I'm 32 btw, and I don't consider myself "old" like millennials often exaggerate....32 is still young, but time creeps along for all people and there is one thing that when I see it, it makes me have sort of an odd dread feeling.
People will post memes of like "this show is now X amount of years old...feel old yet?"
And that stuff never does. But the one thing that makes me go "that can't be right....that must be a glitch...it can't be that old" is those rare times I come across a Youtube video that was uploaded near the beginning, like a video from 2007 or something and the video will say "uploaded 15 years ago, or 16 years ago"

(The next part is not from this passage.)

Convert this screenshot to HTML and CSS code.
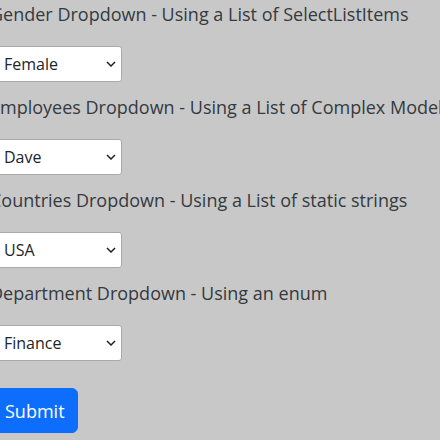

That one hits me in the gut every time. I remember in middle school Youtube being a new thing and it doesn't feel like the type of thing that is half my lifetime ago..It feels such a modern, part of this crap society that when I stumble across videos that were 16 years ago....I don't know...it gives me a similar feeling like when you watch a black mirror episode...there's something dystopian feeling about it.
seriously? i thought it was just me having that problem
It's fairly widespread but there is not an even split as to how it is experienced.
Those who do notice report that it feels a bit weird (an understatement, frankly), like time became disjunct in roughly around 2020, and those who don't notice seemingly completely accept the lack of novel social input since (and probably weren't paying very much attention to time in any meaningful sense prior to The Event anyway).
There is a fierce rigidity in those who don't notice relative to their nonacceptance that anything seems off, a complete rejection of any event unfoldment which had altered the social machine known as 'the public.' Furthermore, metaphorically, the wheat and the chaff are now subliminally (and openly) arguing with each other about who is actually the wheat in this scenario, which is why each group perceives the other to be acting a bit 'off.'
I've seen some on the left call for reeducation camps and some on the right calling for asylums to be reopened, and neither is a great sign of the times to come if we can't have honest conversations about what actually happened and what that happening has done to the public's psyche.
That's my sibling. They were not impacted by COVID overreaction because they didn't have kids, careers, mortgages, a business to run (all of which I did). So I became super frustrated with the times and they were like wHaT ArE yOu TaLkiNg AbOuT?! When your daily routine consists of day drinking and video games and you have zero responsibility because of nepotism, yeah, nothing seemed to change much.